Description of the task
Repeat the listing exactly as given, omitting every image.

Dataset excerpt
[start]

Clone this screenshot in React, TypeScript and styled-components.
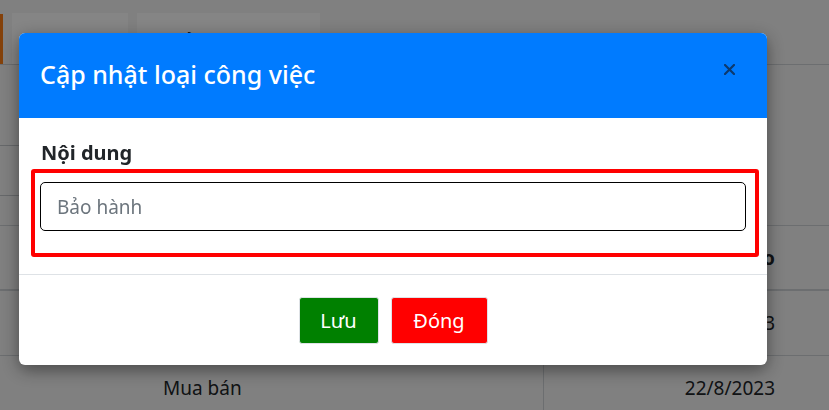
import React from 'react';
import styled, { createGlobalStyle } from 'styled-components';

const GlobalStyle = createGlobalStyle`
  html, body {
    margin: 0;
    padding: 0;
    font-family: 'Noto Sans', 'Open Sans', sans-serif;
    color: #212529;
  }
  * { box-sizing: border-box; }
`;

// --- background page ---
const Page = styled.div`
  position: relative;
  width: 100%;
  height: 410px;
  overflow: hidden;
  background: #f6f6f6;
`;

const TabBar = styled.div`
  display: flex;
  align-items: flex-start;
  gap: 9px;
  padding-top: 13px;
  height: 65px;
  border-bottom: 1px solid #cfd3d7;
`;

const OrangeEdge = styled.div`
  width: 3px;
  height: 50px;
  margin-top: 1px;
  background: #fd7e14;
`;

const Tab = styled.div<{ $w: number }>`
  width: ${(p) => p.$w}px;
  height: 51px;
  background: #ffffff;
  padding: 15px 0 0 22px;
  font-size: 18px;
  color: #212529;
  white-space: nowrap;
`;

const Filters = styled.div`
  height: 160px;
  padding-top: 80px;
`;

const SearchBox = styled.div`
  width: 320px;
  height: 51px;
  border-top: 1px solid #c4c8cc;
  border-bottom: 1px solid #c4c8cc;
`;

const Table = styled.div`
  border-top: 1px solid #cfd3d7;
`;

const Row = styled.div<{ $head?: boolean }>`
  display: grid;
  grid-template-columns: 100px 443px 1fr;
  height: 65px;
  align-items: center;
  font-size: 19px;
  font-weight: ${(p) => (p.$head ? 700 : 400)};
  border-bottom: ${(p) => (p.$head ? '2px' : '1px')} solid #cfd3d7;
`;

const Cell = styled.div<{ $align?: string; $divider?: boolean }>`
  height: 100%;
  display: flex;
  align-items: center;
  justify-content: ${(p) => p.$align || 'center'};
  padding-right: ${(p) => (p.$align === 'flex-end' ? '54px' : '0')};
  border-left: ${(p) => (p.$divider ? '1px solid #cfd3d7' : 'none')};
`;

const NameCell = styled(Cell)`
  justify-content: flex-start;
  padding-left: 63px;
`;

// --- modal ---
const Backdrop = styled.div`
  position: fixed;
  inset: 0;
  background: rgba(0, 0, 0, 0.48);
  display: flex;
  align-items: flex-start;
  padding: 33px 0 0 19px;
`;

const Modal = styled.div`
  width: 748px;
  background: #fff;
  border-radius: 6px;
  overflow: hidden;
  box-shadow: 0 5px 18px rgba(0, 0, 0, 0.45);
`;

const Header = styled.div`
  height: 85px;
  background: #007bff;
  display: flex;
  align-items: center;
  justify-content: space-between;
  padding: 0 28px 0 21px;
`;

const Title = styled.h5`
  margin: 0;
  font-size: 25px;
  font-weight: 500;
  color: #fff;
  padding-bottom: 3px;
`;

const CloseButton = styled.button`
  border: 0;
  background: transparent;
  padding: 4px;
  display: flex;
  cursor: pointer;
  margin-bottom: 12px;
`;

const Body = styled.div`
  padding: 23px 8px 17px 12px;
`;

const Label = styled.label`
  display: block;
  font-size: 20px;
  font-weight: 700;
  line-height: 24px;
  margin: 0 0 4px 10px;
  color: #212529;
`;

const Highlight = styled.div`
  border: 4px solid #ff0000;
  border-radius: 3px;
  padding: 9px 9px 22px 5px;
`;

const Input = styled.input`
  width: 100%;
  height: 49px;
  border: 1px solid #000;
  border-radius: 5px;
  padding: 0 16px;
  font-family: inherit;
  font-size: 19px;
  color: #212529;
  outline: none;
  &::placeholder {
    color: #6c757d;
  }
`;

const Footer = styled.div`
  border-top: 1px solid #dee2e6;
  padding: 22px 0 21px;
  display: flex;
  justify-content: center;
  gap: 12px;
`;

const Button = styled.button<{ $bg: string; $w: number }>`
  width: ${(p) => p.$w}px;
  height: 47px;
  background: ${(p) => p.$bg};
  color: #fff;
  border: 1px solid #dee2e6;
  border-radius: 3px;
  font-family: inherit;
  font-size: 20px;
  cursor: pointer;
`;

const CloseIcon = () => (
  <svg width="11" height="11" viewBox="0 0 11 11">
    <path d="M1 1 L10 10 M10 1 L1 10" stroke="#0d3a6e" strokeWidth="2.2" strokeLinecap="round" />
  </svg>
);

export default function App() {
  return (
    <>
      <GlobalStyle />
      <Page>
        <TabBar>
          <OrangeEdge />
          <Tab $w={116}>Tính toán</Tab>
          <Tab $w={183}>Quản lý công việc</Tab>
        </TabBar>
        <Filters>
          <SearchBox />
        </Filters>
        <Table>
          <Row $head>
            <Cell />
            <NameCell>Loại công việc</NameCell>
            <Cell $align="flex-end">Ngày tạo</Cell>
          </Row>
          <Row>
            <Cell />
            <NameCell>Bảo hành</NameCell>
            <Cell $align="flex-end" $divider>21/8/2023</Cell>
          </Row>
          <Row>
            <Cell />
            <NameCell>Mua bán</NameCell>
            <Cell $align="flex-end" $divider>22/8/2023</Cell>
          </Row>
        </Table>
      </Page>
      <Backdrop>
        <Modal>
          <Header>
            <Title>Cập nhật loại công việc</Title>
            <CloseButton aria-label="Đóng">
              <CloseIcon />
            </CloseButton>
          </Header>
          <Body>
            <Label htmlFor="noi-dung">Nội dung</Label>
            <Highlight>
              <Input id="noi-dung" placeholder="Bảo hành" />
            </Highlight>
          </Body>
          <Footer>
            <Button $bg="#008000" $w={80}>Lưu</Button>
            <Button $bg="#ff0000" $w={97}>Đóng</Button>
          </Footer>
        </Modal>
      </Backdrop>
    </>
  );
}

[end]

The reply
Clone this screenshot in React, TypeScript and styled-components.
import React from 'react';
import styled, { createGlobalStyle } from 'styled-components';

const GlobalStyle = createGlobalStyle`
  html, body {
    margin: 0;
    padding: 0;
    font-family: 'Noto Sans', 'Open Sans', sans-serif;
    color: #212529;
  }
  * { box-sizing: border-box; }
`;

// --- background page ---
const Page = styled.div`
  position: relative;
  width: 100%;
  height: 410px;
  overflow: hidden;
  background: #f6f6f6;
`;

const TabBar = styled.div`
  display: flex;
  align-items: flex-start;
  gap: 9px;
  padding-top: 13px;
  height: 65px;
  border-bottom: 1px solid #cfd3d7;
`;

const OrangeEdge = styled.div`
  width: 3px;
  height: 50px;
  margin-top: 1px;
  background: #fd7e14;
`;

const Tab = styled.div<{ $w: number }>`
  width: ${(p) => p.$w}px;
  height: 51px;
  background: #ffffff;
  padding: 15px 0 0 22px;
  font-size: 18px;
  color: #212529;
  white-space: nowrap;
`;

const Filters = styled.div`
  height: 160px;
  padding-top: 80px;
`;

const SearchBox = styled.div`
  width: 320px;
  height: 51px;
  border-top: 1px solid #c4c8cc;
  border-bottom: 1px solid #c4c8cc;
`;

const Table = styled.div`
  border-top: 1px solid #cfd3d7;
`;

const Row = styled.div<{ $head?: boolean }>`
  display: grid;
  grid-template-columns: 100px 443px 1fr;
  height: 65px;
  align-items: center;
  font-size: 19px;
  font-weight: ${(p) => (p.$head ? 700 : 400)};
  border-bottom: ${(p) => (p.$head ? '2px' : '1px')} solid #cfd3d7;
`;

const Cell = styled.div<{ $align?: string; $divider?: boolean }>`
  height: 100%;
  display: flex;
  align-items: center;
  justify-content: ${(p) => p.$align || 'center'};
  padding-right: ${(p) => (p.$align === 'flex-end' ? '54px' : '0')};
  border-left: ${(p) => (p.$divider ? '1px solid #cfd3d7' : 'none')};
`;

const NameCell = styled(Cell)`
  justify-content: flex-start;
  padding-left: 63px;
`;

// --- modal ---
const Backdrop = styled.div`
  position: fixed;
  inset: 0;
  background: rgba(0, 0, 0, 0.48);
  display: flex;
  align-items: flex-start;
  padding: 33px 0 0 19px;
`;

const Modal = styled.div`
  width: 748px;
  background: #fff;
  border-radius: 6px;
  overflow: hidden;
  box-shadow: 0 5px 18px rgba(0, 0, 0, 0.45);
`;

const Header = styled.div`
  height: 85px;
  background: #007bff;
  display: flex;
  align-items: center;
  justify-content: space-between;
  padding: 0 28px 0 21px;
`;

const Title = styled.h5`
  margin: 0;
  font-size: 25px;
  font-weight: 500;
  color: #fff;
  padding-bottom: 3px;
`;

const CloseButton = styled.button`
  border: 0;
  background: transparent;
  padding: 4px;
  display: flex;
  cursor: pointer;
  margin-bottom: 12px;
`;

const Body = styled.div`
  padding: 23px 8px 17px 12px;
`;

const Label = styled.label`
  display: block;
  font-size: 20px;
  font-weight: 700;
  line-height: 24px;
  margin: 0 0 4px 10px;
  color: #212529;
`;

const Highlight = styled.div`
  border: 4px solid #ff0000;
  border-radius: 3px;
  padding: 9px 9px 22px 5px;
`;

const Input = styled.input`
  width: 100%;
  height: 49px;
  border: 1px solid #000;
  border-radius: 5px;
  padding: 0 16px;
  font-family: inherit;
  font-size: 19px;
  color: #212529;
  outline: none;
  &::placeholder {
    color: #6c757d;
  }
`;

const Footer = styled.div`
  border-top: 1px solid #dee2e6;
  padding: 22px 0 21px;
  display: flex;
  justify-content: center;
  gap: 12px;
`;

const Button = styled.button<{ $bg: string; $w: number }>`
  width: ${(p) => p.$w}px;
  height: 47px;
  background: ${(p) => p.$bg};
  color: #fff;
  border: 1px solid #dee2e6;
  border-radius: 3px;
  font-family: inherit;
  font-size: 20px;
  cursor: pointer;
`;

const CloseIcon = () => (
  <svg width="11" height="11" viewBox="0 0 11 11">
    <path d="M1 1 L10 10 M10 1 L1 10" stroke="#0d3a6e" strokeWidth="2.2" strokeLinecap="round" />
  </svg>
);

export default function App() {
  return (
    <>
      <GlobalStyle />
      <Page>
        <TabBar>
          <OrangeEdge />
          <Tab $w={116}>Tính toán</Tab>
          <Tab $w={183}>Quản lý công việc</Tab>
        </TabBar>
        <Filters>
          <SearchBox />
        </Filters>
        <Table>
          <Row $head>
            <Cell />
            <NameCell>Loại công việc</NameCell>
            <Cell $align="flex-end">Ngày tạo</Cell>
          </Row>
          <Row>
            <Cell />
            <NameCell>Bảo hành</NameCell>
            <Cell $align="flex-end" $divider>21/8/2023</Cell>
          </Row>
          <Row>
            <Cell />
            <NameCell>Mua bán</NameCell>
            <Cell $align="flex-end" $divider>22/8/2023</Cell>
          </Row>
        </Table>
      </Page>
      <Backdrop>
        <Modal>
          <Header>
            <Title>Cập nhật loại công việc</Title>
            <CloseButton aria-label="Đóng">
              <CloseIcon />
            </CloseButton>
          </Header>
          <Body>
            <Label htmlFor="noi-dung">Nội dung</Label>
            <Highlight>
              <Input id="noi-dung" placeholder="Bảo hành" />
            </Highlight>
          </Body>
          <Footer>
            <Button $bg="#008000" $w={80}>Lưu</Button>
            <Button $bg="#ff0000" $w={97}>Đóng</Button>
          </Footer>
        </Modal>
      </Backdrop>
    </>
  );
}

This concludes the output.